Interface markup and scripts
====

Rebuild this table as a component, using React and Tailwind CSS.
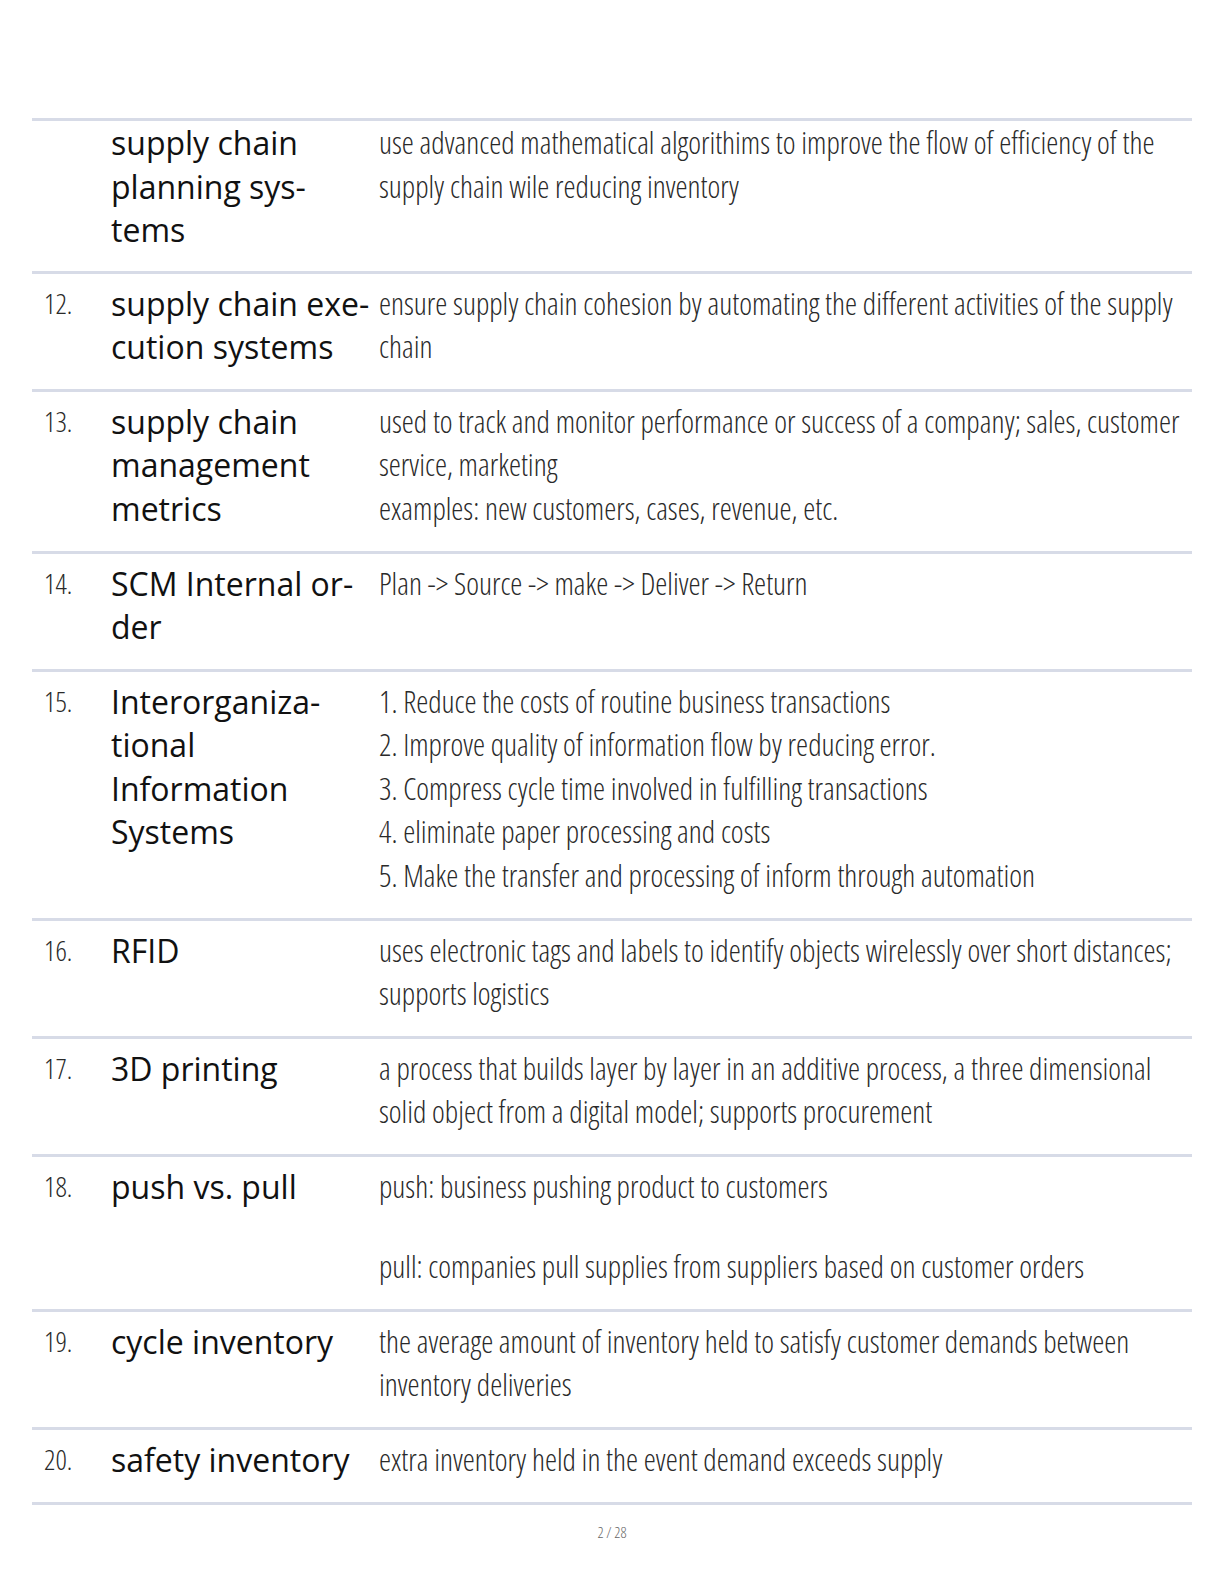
import React from "react";

const rows = [
  { n: "", t: ["supply chain", "planning sys-", "tems"], d: [["use advanced mathematical algorithims to improve the flow of efficiency of the", "supply chain wile reducing inventory"]], first: true },
  { n: "12.", t: ["supply chain exe-", "cution systems"], d: [["ensure supply chain cohesion by automating the different activities of the supply", "chain"]] },
  { n: "13.", t: ["supply chain", "management", "metrics"], d: [["used to track and monitor performance or success of a company; sales, customer", "service, marketing", "examples: new customers, cases, revenue, etc."]] },
  { n: "14.", t: ["SCM Internal or-", "der"], d: [["Plan -> Source -> make -> Deliver -> Return"]] },
  { n: "15.", t: ["Interorganiza-", "tional", "Information", "Systems"], d: [["1. Reduce the costs of routine business transactions", "2. Improve quality of information flow by reducing error.", "3. Compress cycle time involved in fulfilling transactions", "4. eliminate paper processing and costs", "5. Make the transfer and processing of inform through automation"]] },
  { n: "16.", t: ["RFID"], d: [["uses electronic tags and labels to identify objects wirelessly over short distances;", "supports logistics"]] },
  { n: "17.", t: ["3D printing"], d: [["a process that builds layer by layer in an additive process, a three dimensional", "solid object from a digital model; supports procurement"]] },
  { n: "18.", t: ["push vs. pull"], d: [["push: business pushing product to customers"], ["pull: companies pull supplies from suppliers based on customer orders"]] },
  { n: "19.", t: ["cycle inventory"], d: [["the average amount of inventory held to satisfy customer demands between", "inventory deliveries"]] },
  { n: "20.", t: ["safety inventory"], d: [["extra inventory held in the event demand exceeds supply"]] },
];

const cond = "font-['Open_Sans','Liberation_Sans',sans-serif] font-light [font-stretch:75%]";

export default function App() {
  return (
    <div className="w-[1224px] h-[1584px] bg-white pt-[118px]">
      <div className="ml-[32px] w-[1160px] border-t-[3px] border-[#d7dbe7]">
        {rows.map((r, i) => (
          <div
            key={i}
            className={`grid grid-cols-[67px_268px_1fr] pl-[12px] border-b-[3px] border-[#d7dbe7] ${r.first ? "pt-0 pb-[19px]" : "pt-[8px] pb-[20.3px]"}`}
          >
            <div className={`${cond} text-[28px] leading-[43.5px] text-[#2a2a2a]`}>{r.n}</div>
            <div className="font-['Open_Sans','Noto_Sans',sans-serif] text-[32px] leading-[43.5px] text-[#111]">
              {r.t.map((l, j) => (
                <div key={j} className="whitespace-nowrap">{l}</div>
              ))}
            </div>
            <div className={`${cond} text-[30.5px] leading-[43.5px] text-[#2a2a2a] flex flex-col gap-[36px]`}>
              {r.d.map((p, j) => (
                <div key={j}>
                  {p.map((l, k) => (
                    <div key={k} className="whitespace-nowrap">{l}</div>
                  ))}
                </div>
              ))}
            </div>
          </div>
        ))}
      </div>
      <div className={`${cond} text-center text-[15px] leading-[20px] text-[#666] mt-[17px]`}>2 / 28</div>
    </div>
  );
}
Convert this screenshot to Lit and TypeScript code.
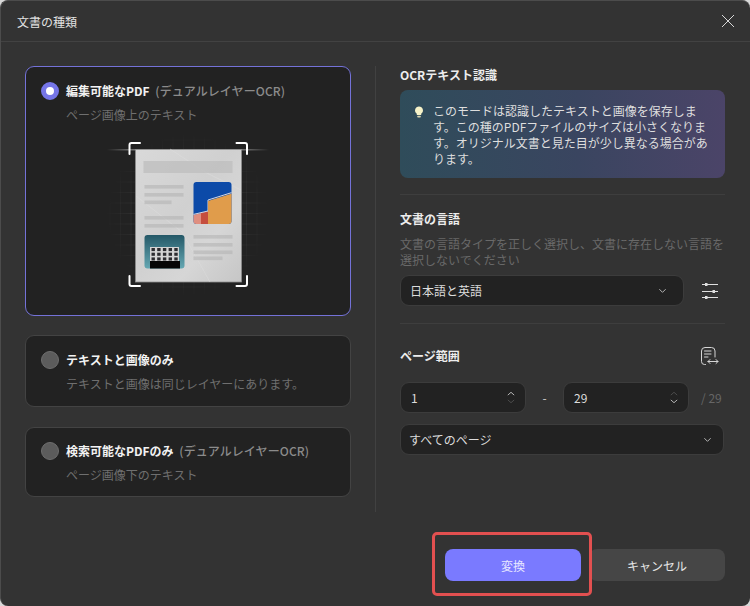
import { LitElement, html, css, svg } from "lit";
import { customElement } from "lit/decorators.js";

const chevron = (cls = "chev") => html`<svg class=${cls} viewBox="0 0 10 6" fill="none" stroke="currentColor" stroke-width="1.1"><path d="M1.5 1 5 4.5 8.5 1"/></svg>`;

const gridLines = () => {
  const out = [];
  for (let x = 110; x <= 265; x += 10.5) out.push(svg`<line x1=${x} x2=${x} y1="135" y2="295"/>`);
  for (let y = 140; y <= 295; y += 10.5) out.push(svg`<line y1=${y} y2=${y} x1="105" x2="270"/>`);
  return out;
};

const textBars = (rows: [number, number, number][]) =>
  rows.map(([x, y, w]) => svg`<rect x=${x} y=${y} width=${w} height="3.6" fill="#b4b4b4" opacity=".6"/>`);

@customElement("page-art")
class PageArt extends LitElement {
  static styles = css`
    :host { display: block; }
    svg { display: block; width: 170px; height: 160px; }
    .soft { filter: blur(.35px); }
  `;
  render() {
    return html`<svg viewBox="100 135 170 160">
      <defs>
        <radialGradient id="gridFade" gradientUnits="userSpaceOnUse" cx="188" cy="215" r="82">
          <stop offset=".5" stop-color="#fff" stop-opacity=".09"/>
          <stop offset="1" stop-color="#fff" stop-opacity="0"/>
        </radialGradient>
        <linearGradient id="scan" x1="0" x2="1" y1="0" y2="0">
          <stop offset="0" stop-color="#fff" stop-opacity="0"/>
          <stop offset=".22" stop-color="#fff" stop-opacity=".5"/>
          <stop offset=".78" stop-color="#fff" stop-opacity=".5"/>
          <stop offset="1" stop-color="#fff" stop-opacity="0"/>
        </linearGradient>
        <linearGradient id="paper" x1="0" y1="0" x2="1" y2="1">
          <stop offset="0" stop-color="#d9d9d9"/>
          <stop offset=".45" stop-color="#d0d0d0"/>
          <stop offset=".7" stop-color="#d6d6d6"/>
          <stop offset="1" stop-color="#c6c6c6"/>
        </linearGradient>
        <linearGradient id="teal" x1="0" y1="0" x2="0" y2="1">
          <stop offset="0" stop-color="#245867"/>
          <stop offset="1" stop-color="#66a9b4"/>
        </linearGradient>
        <clipPath id="c1"><rect x="193.5" y="182" width="38" height="42" rx="3"/></clipPath>
        <clipPath id="c2"><rect x="144.5" y="235" width="40" height="33.500" rx="3"/></clipPath>
      </defs>
      <g stroke="url(#gridFade)" stroke-width=".8">${gridLines()}</g>
      <rect x="107" y="149" width="162" height="1.500" fill="url(#scan)"/>
      <g class="soft">
        <rect x="135.500" y="149.500" width="106" height="132.500" fill="url(#paper)" stroke="#8e8e8e" stroke-width=".8"/>
        <path d="M170 149 205 172 241 190M136 196 182 232 210 282" fill="none" stroke="#dedede" stroke-width="1" opacity=".5"/>
        <rect x="143.500" y="161" width="89" height="12" fill="#bdbdbd" opacity=".75"/>
        ${textBars([[144.500,185,39],[144.500,193,39],[144.500,200.500,27],[144.500,216,39],[144.500,224,39],[193.500,235,39],[193.500,243,39],[193.500,250.500,39],[193.500,256.500,29]])}
        <g clip-path="url(#c1)">
          <rect x="193" y="182" width="39" height="42" fill="#0c4aa8"/>
          <path d="M193 215 208 211.500 208 224 193 224Z" fill="#df8f80"/>
          <path d="M201 213 208 211.500 208 224 201 224Z" fill="#c54e3e"/>
          <path d="M193 214.500 208 211 208 200 232 192.500" fill="none" stroke="#d8d8e0" stroke-width="1"/>
          <path d="M208 201 232 193.500 232 224 208 224Z" fill="#e09c4b"/>
        </g>
        <g clip-path="url(#c2)">
          <rect x="144" y="235" width="41" height="34" fill="url(#teal)"/>
          <rect x="150" y="247" width="29" height="15" fill="#d4d4d4"/>
          <g fill="#2c2c30">
            ${[0,1,2].map((r) => [0,1,2,3,4].map((c) => svg`<rect x=${151.500 + c * 5.700} y=${248 + r * 4.700} width="3.400" height="3.100"/>`))}
          </g>
          <rect x="150" y="261" width="30" height="8" fill="#060606"/>
        </g>
      </g>
      <g fill="none" stroke="#fff" stroke-width="2" stroke-linecap="round" stroke-linejoin="round">
        <path d="M129.500 154V145Q129.500 143 131.500 143H140"/>
        <path d="M236.500 143H245Q247 143 247 145V154"/>
        <path d="M129.500 276V284Q129.500 286 131.500 286H140"/>
        <path d="M236.500 286H245Q247 286 247 284V276"/>
      </g>
    </svg>`;
  }
}

@customElement("app-root")
class AppRoot extends LitElement {
  static styles = css`
    :host {
      display: block; width: 750px; height: 606px; background: #d8d8d8;
      font-family: "Noto Sans CJK JP", "Noto Sans", sans-serif; font-size: 12px; color: #e4e4e4;
    }
    .dialog {
      position: relative; box-sizing: border-box; width: 750px; height: 606px; display: flex; flex-direction: column;
      background: #333; border-radius: 8px; border: 1px solid #4c4c4c; border-width: 1px 0 0 1px; overflow: hidden;
    }
    header {
      flex: none; height: 41px; box-sizing: border-box; display: flex; align-items: center; justify-content: space-between;
      padding: 0 15px 0 16px; border-bottom: 1px solid #424242; color: #e2e2e2;
    }
    .close { width: 14px; height: 14px; display: block; color: #d8d8d8; }
    main { flex: none; display: flex; padding: 24px 0 0 24px; height: 470px; box-sizing: border-box; }
    .left { width: 326px; flex: none; display: flex; flex-direction: column; }
    .vr { width: 1px; flex: none; background: #414141; margin: 0 24px 0 24px; }
    .right { width: 325px; flex: none; }
    .card {
      flex: none; box-sizing: border-box; background: #222; border: 1px solid #434343; border-radius: 9px;
      padding: 15px 15px 0; height: 72px;
    }
    .card.sel { height: 250px; border-color: #7472d8; margin-bottom: 19px; }
    .card.second { margin-bottom: 20px; }
    .card.third { height: 70px; padding-top: 14px; }
    .row { display: flex; align-items: center; gap: 7px; height: 18px; }
    .radio { flex: none; border-radius: 50%; background: #5c5c5c; border: 1px solid #6e6e6e; box-sizing: border-box; width: 18px; height: 18px; }
    .radio.on { background: #fff; border: 5px solid #7575e8; }
    .t { font-weight: 700; color: #f2f2f2; line-height: 18px; white-space: nowrap; }
    .t span { color: #8b8b8b; font-weight: 500; margin-left: 3px; letter-spacing: .1px; }
    .s { margin: 6px 0 0 25px; color: #6f6f6f; line-height: 18px; white-space: nowrap; }
    page-art { margin: 11px 0 0 59px; }
    h3 { margin: 0; font-size: 12px; font-weight: 700; color: #ededed; line-height: 18px; }
    .info {
      margin-top: 6px; box-sizing: border-box; height: 88px; padding: 13px 10px 0 13px; border-radius: 8px; display: flex; gap: 8px;
      background: linear-gradient(90deg, #2f4c5a 0%, #3a4560 55%, #4b4468 100%); line-height: 16px; color: #dedede;
    }
    .bulb { width: 12px; height: 14px; flex: none; margin-top: 2px; }
    .info p { margin: 0; white-space: nowrap; }
    .hr { height: 1px; background: #3e3e3e; }
    .hr.first { margin-top: 16px; }
    .lang { margin-top: 15px; margin-bottom: 17px; }
    .desc { margin: 8px 0 7px; line-height: 16px; color: #696969; white-space: nowrap; }
    .ctl {
      box-sizing: border-box; height: 31px; background: #222; border: 1px solid #3c3c3c; border-radius: 9px;
      display: flex; align-items: center; justify-content: space-between; color: #dcdcdc; line-height: 18px;
    }
    .chev { width: 9px; height: 6px; color: #b4b4b4; display: block; }
    .lrow { display: flex; align-items: center; justify-content: space-between; }
    .lrow .ctl { width: 284px; padding: 0 16px 0 9px; }
    .tune { width: 20px; height: 20px; margin-right: 5px; display: block; }
    .phead { display: flex; align-items: center; justify-content: space-between; margin-top: 22px; height: 20px; padding-right: 5px; }
    .pico { width: 20px; height: 20px; display: block; }
    .nums { display: flex; align-items: center; margin-top: 16px; }
    .num { width: 126px; padding: 0 10px 0 10px; }
    .arrows { display: flex; flex-direction: column; gap: 3px; color: #8a8a8a; }
    .arrows svg { width: 8px; height: 5px; display: block; }
    .dim { color: #565656; }
    .bright { color: #d8d8d8; }
    .dash { width: 37px; text-align: center; color: #cfcfcf; }
    .total { margin-left: 12px; color: #666; }
    .all { margin-top: 11px; padding: 0 11px 0 8px; height: 31px; width: 324px; }
    footer { flex: none; display: flex; justify-content: flex-end; gap: 8px; padding: 37px 25px 0 0; }
    button {
      width: 136px; height: 32px; border: 0; border-radius: 8px; font: inherit; padding: 0; color: #e6e6e6; background: #464646;
    }
    button.primary { background: #7a7aff; color: #e8e8ff; }
    .mark {
      position: absolute; left: 431px; top: 531px; width: 160px; height: 64px; box-sizing: border-box;
      border: 3px solid #e25050; border-radius: 5px;
    }
  `;

  render() {
    return html`<div class="dialog">
      <header>
        <span>文書の種類</span>
        <svg class="close" viewBox="0 0 14 14" fill="none" stroke="currentColor" stroke-width="1"><path d="M1 1 13 13M13 1 1 13"/></svg>
      </header>
      <main>
        <section class="left">
          <div class="card sel">
            <div class="row"><i class="radio on"></i><div class="t">編集可能なPDF <span>(デュアルレイヤーOCR)</span></div></div>
            <div class="s">ページ画像上のテキスト</div>
            <page-art></page-art>
          </div>
          <div class="card second">
            <div class="row"><i class="radio"></i><div class="t">テキストと画像のみ</div></div>
            <div class="s">テキストと画像は同じレイヤーにあります。</div>
          </div>
          <div class="card third">
            <div class="row"><i class="radio"></i><div class="t">検索可能なPDFのみ <span>(デュアルレイヤーOCR)</span></div></div>
            <div class="s">ページ画像下のテキスト</div>
          </div>
        </section>
        <div class="vr"></div>
        <section class="right">
          <h3>OCRテキスト認識</h3>
          <div class="info">
            <svg class="bulb" viewBox="0 0 12 14"><path d="M6 1.500a4 4 0 0 0-2.200 7.300V10h4.400V8.800A4 4 0 0 0 6 1.500Z" fill="#f6f2c8"/><rect x="4.200" y="10.800" width="3.600" height="1.700" rx=".8" fill="#d8d4b0"/></svg>
            <p>このモードは認識したテキストと画像を保存しま<br>す。この種のPDFファイルのサイズは小さくなりま<br>す。オリジナル文書と見た目が少し異なる場合があ<br>ります。</p>
          </div>
          <div class="hr first"></div>
          <div class="lang">
            <h3>文書の言語</h3>
            <div class="desc">文書の言語タイプを正しく選択し、文書に存在しない言語を<br>選択しないでください</div>
            <div class="lrow">
              <div class="ctl"><span>日本語と英語</span>${chevron()}</div>
              <svg class="tune" viewBox="0 0 20 20" stroke="#e0e0e0" stroke-width="1" fill="#e0e0e0">
                <path d="M2 3.500H18M2 10.500H18M2 16.500H18"/><rect x="5" y="2" width="2.500" height="3" stroke="none"/><rect x="12.500" y="9" width="2.500" height="3" stroke="none"/><rect x="5" y="15" width="2.500" height="3" stroke="none"/>
              </svg>
            </div>
          </div>
          <div class="hr"></div>
          <div class="phead">
            <h3>ページ範囲</h3>
            <svg class="pico" viewBox="0 0 20 20" fill="none" stroke="#d6d6d6" stroke-width="1" stroke-linecap="round" stroke-linejoin="round">
              <path d="M5.500 18.500H4.500Q1.500 18.500 1.500 15.500V5Q1.500 1.500 5 1.500H11.500Q15 1.500 15 5V11"/><path d="M4.500 5H11M4.500 8H11M4.500 11H8"/><path d="M8 15.500H18M10 13.500 8 15.500 10 17.500M16 13.500 18 15.500 16 17.500"/>
            </svg>
          </div>
          <div class="nums">
            <div class="ctl num"><span>1</span><div class="arrows"><svg class="bright" viewBox="0 0 10 6" fill="none" stroke="currentColor"><path d="M1 5 5 1.500 9 5"/></svg><svg class="dim" viewBox="0 0 10 6" fill="none" stroke="currentColor"><path d="M1 1 5 4.500 9 1"/></svg></div></div>
            <div class="dash">-</div>
            <div class="ctl num"><span>29</span><div class="arrows"><svg class="dim" viewBox="0 0 10 6" fill="none" stroke="currentColor"><path d="M1 5 5 1.500 9 5"/></svg><svg class="bright" viewBox="0 0 10 6" fill="none" stroke="currentColor"><path d="M1 1 5 4.500 9 1"/></svg></div></div>
            <div class="total">/ 29</div>
          </div>
          <div class="ctl all"><span>すべてのページ</span>${chevron()}</div>
        </section>
      </main>
      <footer>
        <button class="primary">変換</button>
        <button>キャンセル</button>
      </footer>
      <div class="mark"></div>
    </div>`;
  }
}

====

[Goal]
Write out exactly the lines between the start of the data and the line with "import React from", including both, but none of the pictures.

[Exercise result]
Rebuild this table as a component, using React and Tailwind CSS.
import React from "react";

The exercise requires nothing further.